Protecting your client’s Facebook personal page from discovery
Personal injury attorneys have very strong arguments to stop these defense “Facebook fishing” requests.
These legal arguments to stop inappropriate Facebook and social media discovery have the added benefit of being right.
And as lawyers we need to be making these arguments. These are discovery battles we need to win for or clients. It is our job as auto lawyers to protect our clients when the defense overreaches for inappropriate reasons that have nothing to do with defending a car wreck case on the merits.
Personally, I’ve never lost a battle to keep protect my clients’ Facebook privacy intact against ill-intentioned defense attorneys.
Today, I’m going to share the arguments that have worked for me as a Michigan car accident lawyer – and will, hopefully, work for other lawyers in their efforts to protect their clients.
How does Michigan law protect a car accident victim’s Facebook personal page?
There is no Michigan state case law exactly on point regarding production of Facebook materials.
What the Michigan state courts do say, however, is that litigants – such as auto insurance companies – cannot use the discovery process to simply engage in a “fishing expedition” to see what they find so they can use this information to embarrass, harass, or intimidate people who were hurt through no fault of their own.
For example, in Augustine v. Allstate Ins Co, 292 Mich App 408, 419 (2011), the Michigan Court of Appeals quoted VanVorous v. Burmeister, 262 Mich App. 467, 477 (2004) for the proposition that:
“‘Michigan’s commitment to open and far-reaching discovery does not encompass fishing expedition … Allowing discovery on the basis of conjecture would amount to allowing an impermissible fishing expedition.’”
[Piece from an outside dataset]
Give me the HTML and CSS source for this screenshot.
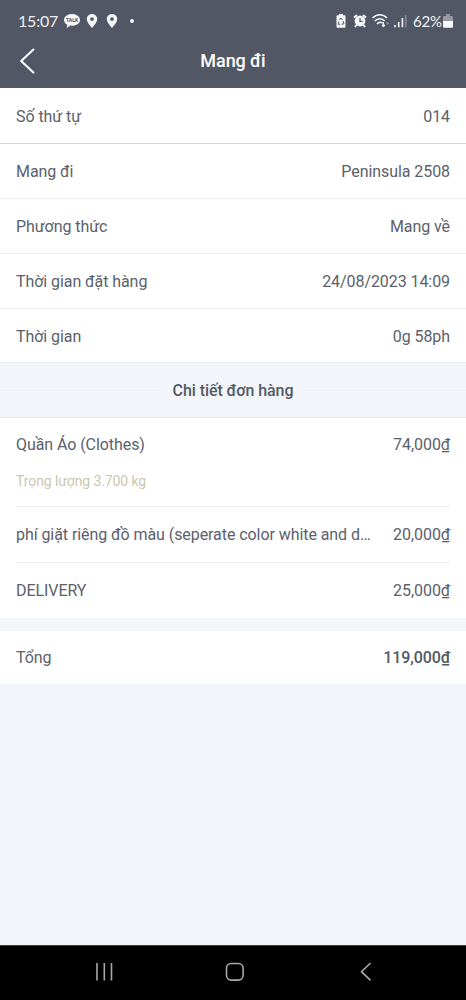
FILE: index.html
```html
<!DOCTYPE html>
<html lang="vi">
<head>
<meta charset="utf-8">
<title>Mang đi</title>
<link rel="stylesheet" href="styles.css">
</head>
<body>
<div class="app">
  <header class="header">
    <div class="status">
      <span class="clock">15:07</span>
      <svg class="talk" width="16" height="16" viewBox="0 0 16 16"><path d="M8 1C3.6 1 0 3.600 0 6.900c0 2.100 1.300 3.900 3.300 4.900L2.700 15l3.700-2.400c.5.100 1 .1 1.600.1 4.400 0 8-2.500 8-5.800S12.400 1 8 1z" fill="#f5f6f7"/><text class="talk-text" x="8" y="8.900" text-anchor="middle" textLength="12">TALK</text></svg>
      <svg class="pin" width="12" height="16" viewBox="0 0 12 16"><path fill-rule="evenodd" d="M6 1C3.100 1 .8 3.200.8 6c0 3.600 5.200 9 5.200 9s5.200-5.400 5.200-9c0-2.800-2.300-5-5.200-5zm0 3.200a1.900 1.900 0 1 1 0 3.800 1.900 1.900 0 0 1 0-3.800z" fill="#f5f6f7"/></svg>
      <svg class="pin" width="12" height="16" viewBox="0 0 12 16"><path fill-rule="evenodd" d="M6 1C3.100 1 .8 3.200.8 6c0 3.600 5.200 9 5.200 9s5.200-5.400 5.200-9c0-2.800-2.300-5-5.200-5zm0 3.200a1.900 1.900 0 1 1 0 3.800 1.900 1.900 0 0 1 0-3.800z" fill="#f5f6f7"/></svg>
      <span class="dot"></span>
      <svg class="saver" width="10" height="16" viewBox="0 0 10 16"><path d="M3 1h4v1.300h1.300c.8 0 1.200.5 1.200 1.200v10c0 .8-.5 1.300-1.200 1.300H1.700C1 14.800.5 14.300.5 13.500v-10c0-.7.500-1.200 1.200-1.200H3z" fill="#f5f6f7"/><path d="M3.300 7 5 5l1.800 2M7.300 8.200l.6 2.600-2.500.5M4 11.300H2.300l.5-2.800" fill="none" stroke="#515765" stroke-width="1"/></svg>
      <svg class="alarm" width="14" height="16" viewBox="0 0 14 16"><circle cx="7" cy="8" r="5.400" fill="#f5f6f7"/><path d="M1 4.600 4 2M13 4.600 10 2M3.500 12 2 14M10.500 12l1.500 2" stroke="#f5f6f7" stroke-width="2"/><path d="M7 5v3.400h2.600" fill="none" stroke="#515765" stroke-width="1.200"/></svg>
      <svg class="wifi" width="18" height="16" viewBox="0 0 18 16"><path d="M.6 5C4.800.6 10.800.6 15 5M2.800 8C5.800 4.900 9.800 4.900 12.800 8M5 11C7 8.800 9 8.800 10.600 10.300" fill="none" stroke="#f5f6f7" stroke-width="1.600"/><path d="M11.500 9v4.600M10 12l1.500 2 1.500-2z" fill="#f5f6f7" stroke="#f5f6f7" stroke-width="1"/><path d="M15.500 12V9M14.300 10.500l1.200-1.500 1.200 1.500z" fill="#858a95" stroke="#858a95" stroke-width=".8"/></svg>
      <svg class="signal" width="13" height="16" viewBox="0 0 13 16"><path d="M1 12v2.300M4.700 9v5.300M8.400 5v9.300" stroke="#f5f6f7" stroke-width="1.600"/><path d="M11.700 2v12.300" stroke="#858a95" stroke-width="1.600"/></svg>
      <span class="percent">62%</span>
      <svg class="battery" width="10" height="16" viewBox="0 0 10 16"><path d="M0 8V4.500C0 3.500.6 3 1.500 3H3V1h4v2h1.500c.9 0 1.500.5 1.500 1.500V8z" fill="#9599a2"/><path d="M0 8h10v5.500c0 .9-.5 1.300-1.300 1.300H1.300C.5 14.800 0 14.400 0 13.500z" fill="#f9fafa"/></svg>
    </div>
    <div class="titlebar">
      <svg class="back" width="16" height="28" viewBox="0 0 16 28"><path d="M13.400 2.500 1.200 14l12.200 11.500" fill="none" stroke="#fff" stroke-width="2" stroke-linecap="round" stroke-linejoin="round"/></svg>
      <h1 class="title">Mang đi</h1>
    </div>
  </header>
  <main class="content">
    <section class="info">
      <div class="row row-strong"><span>Số thứ tự</span><span>014</span></div>
      <div class="row"><span>Mang đi</span><span>Peninsula 2508</span></div>
      <div class="row"><span>Phương thức</span><span>Mang về</span></div>
      <div class="row"><span>Thời gian đặt hàng</span><span>24/08/2023 14:09</span></div>
      <div class="row row-last"><span>Thời gian</span><span>0g 58ph</span></div>
    </section>
    <div class="divider"><span class="rule"></span><h2 class="divider-title">Chi tiết đơn hàng</h2><span class="rule"></span></div>
    <section class="items">
      <div class="item item-weighted">
        <div class="line"><span class="name">Quần Áo (Clothes)</span><span>74,000₫</span></div>
        <div class="weight">Trọng lượng 3.700 kg</div>
      </div>
      <div class="item"><div class="line"><span class="name">phí giặt riêng đồ màu (seperate color white and d…</span><span>20,000₫</span></div></div>
      <div class="item item-last"><div class="line"><span class="name">DELIVERY</span><span>25,000₫</span></div></div>
    </section>
    <section class="total"><span>Tổng</span><span class="amount">119,000₫</span></section>
  </main>
  <nav class="nav">
    <svg width="18" height="20" viewBox="0 0 18 20"><path d="M2 1v17.500M9.300 1v17.500M16.500 1v17.500" stroke="#a9a9a9" stroke-width="1.600"/></svg>
    <svg class="home" width="20" height="20" viewBox="0 0 20 20"><rect x="1.500" y="1.500" width="16.600" height="16.600" rx="4.800" fill="none" stroke="#a9a9a9" stroke-width="1.600"/></svg>
    <svg width="12" height="20" viewBox="0 0 12 20"><path d="M10.500 1 1.500 9.700l9 8.700" fill="none" stroke="#a9a9a9" stroke-width="1.600"/></svg>
  </nav>
</div>
</body>
</html>
```
FILE: styles.css
```css
* { box-sizing: border-box; }
body { margin: 0; font-family: Roboto, "Noto Sans", sans-serif; font-size: 16px; letter-spacing: -0.07px; color: #5b616b; }
svg { display: block; flex: none; }
.app { display: flex; flex-direction: column; width: 466px; height: 1000px; background: #f2f6fa; }
.header { height: 88px; background: #515765; color: #fff; flex: none; }
.status { display: flex; align-items: center; height: 34px; padding: 7px 13px 0 18px; }
.clock { width: 41px; margin-right: 5px; font: 16px/20px Lato, sans-serif; letter-spacing: -0.2px; color: #eef0f2; white-space: nowrap; }
.talk { margin-right: 6px; }
.talk-text { font: 700 5px Roboto, sans-serif; fill: #515765; }
.pin { margin-right: 8px; }
.dot { width: 4px; height: 4px; margin-left: 4px; border-radius: 50%; background: #f5f6f7; }
.saver { margin-left: auto; margin-right: 7px; }
.alarm { margin-right: 5px; }
.wifi { margin-right: 4px; }
.signal { margin-right: 6px; }
.percent { width: 29px; margin-right: 1px; font: 15px/20px Lato, sans-serif; letter-spacing: -0.2px; color: #f0f1f3; white-space: nowrap; }
.titlebar { display: grid; grid-template-columns: 16px 1fr 16px; align-items: center; height: 54px; padding: 0 20px; }
.title { margin: 0; text-align: center; font-size: 18px; line-height: 24px; font-weight: 500; }
.content { flex: 1; }
.info, .items { background: #fff; }
.row { display: flex; justify-content: space-between; align-items: center; height: 55px; padding: 0 16px; border-bottom: 1px solid #eceeef; }
.row-strong { height: 56px; padding-top: 2px; border-color: #d6d9dc; }
.row-last { height: 54px; padding-top: 1px; border-bottom-color: #ebeef1; }
.divider { display: flex; align-items: center; gap: 12px; height: 55px; padding-top: 1px; border-bottom: 1px solid #e9edf0; }
.rule { flex: 1; height: 1px; background: #edf1f4; }
.divider-title { margin: 0; font-size: 16px; line-height: 24px; font-weight: 500; color: #535965; }
.items { padding: 0 16px; }
.item { height: 56px; padding-top: 16px; border-bottom: 1px solid #eceeef; }
.item-weighted { height: 89px; padding-top: 15px; }
.item-last { height: 55px; border-bottom: 0; }
.line { display: flex; justify-content: space-between; line-height: 24px; gap: 12px; }
.name { white-space: nowrap; }
.weight { margin-top: 14px; font-size: 14px; line-height: 20px; letter-spacing: -0.1px; color: #cbc8ad; }
.total { display: flex; align-items: center; justify-content: space-between; height: 53px; margin-top: 13px; padding: 0 16px; background: #fff; }
.amount { font-weight: 500; color: #535861; }
.nav { display: flex; align-items: center; justify-content: space-between; height: 55px; flex: none; padding: 0 94px 2px 95px; background: #000; border-top: 1px solid #3a3c3e; }
.home { margin-right: 4px; }
```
Additionally, I always rely on the well-reasoned and well-written (albeit non-binding on other trial courts) opinion by Kent County Circuit Court Judge Dennis B. Leiber in the case of Rough v. Roger Graham Trucking, LLC.
There, Judge Leiber shut down a defendant’s proposed fishing expedition into a plaintiff’s private Facebook posts with the following explanation:
“Defendants note that Plaintiff’s public Facebook page shows pictures of her wedding and a visit to the Grand Canyon, as well as a statement that she can no longer ride her motorcycle due to the injuries she sustained in the crash at issue. However, none of these photos or comments are inconsistent with her alleged injuries. Just as the plaintiff in Tompkins [a U.S. District Court case that I will discuss below], Ms. Rough ‘does not claim that she is bedridden, or that she is incapable of leaving her house or participating in modest social activities.’”
What protection do federal courts provide for a car crash victim’s Facebook personal page?
Luckily, the U.S. District Court for the Eastern District of Michigan has issued two important rulings that stand for the proposition that:
An insurance company cannot get access to an injured person’s social media unless there’s some indication there is discoverable evidence within.
In Tompkins v. Detroit Metro. Airport, 278 F.R.D. 387, 388 (E.D. Mich. 2012), the U.S. District Court denied the defendant’s request to access the plaintiff’s Facebook personal page on the grounds that it amounted to an impermissible “fishing expedition”:
The Defendant “does not have a generalized right to rummage through information…limited from public view.”
Significantly, the public portion of the Tompkins’ Facebook profile showed a picture of her holding a very small dog, and another picture of her at a birthday party. The Court said that a picture of the Plaintiff holding a dog weighing “no more than five pounds,” and a second picture of her standing with friends at a birthday party did not demonstrate the relevance of private postings on her page.
In other words: The publicly viewable pictures did not contradict the Plaintiff’s testimony, or otherwise indicate that discoverable information was contained inside of her profile.
Similarly, in Chauvin v. State Farm Mutual Automobile Insurance Company, ___F Supp 2d___; 2011 U.S. Dist. LEXIS 121600 (ED Mich, Oct. 20, 2011), the U.S. District Court denied the defendant’s motion “to compel the production of Plaintiff’s … Facebook password” for the following reasons:
- “The discovery requested is ‘available to Defendant through less intrusive, less annoying and less speculative means than this’ even if it were deemed relevant.”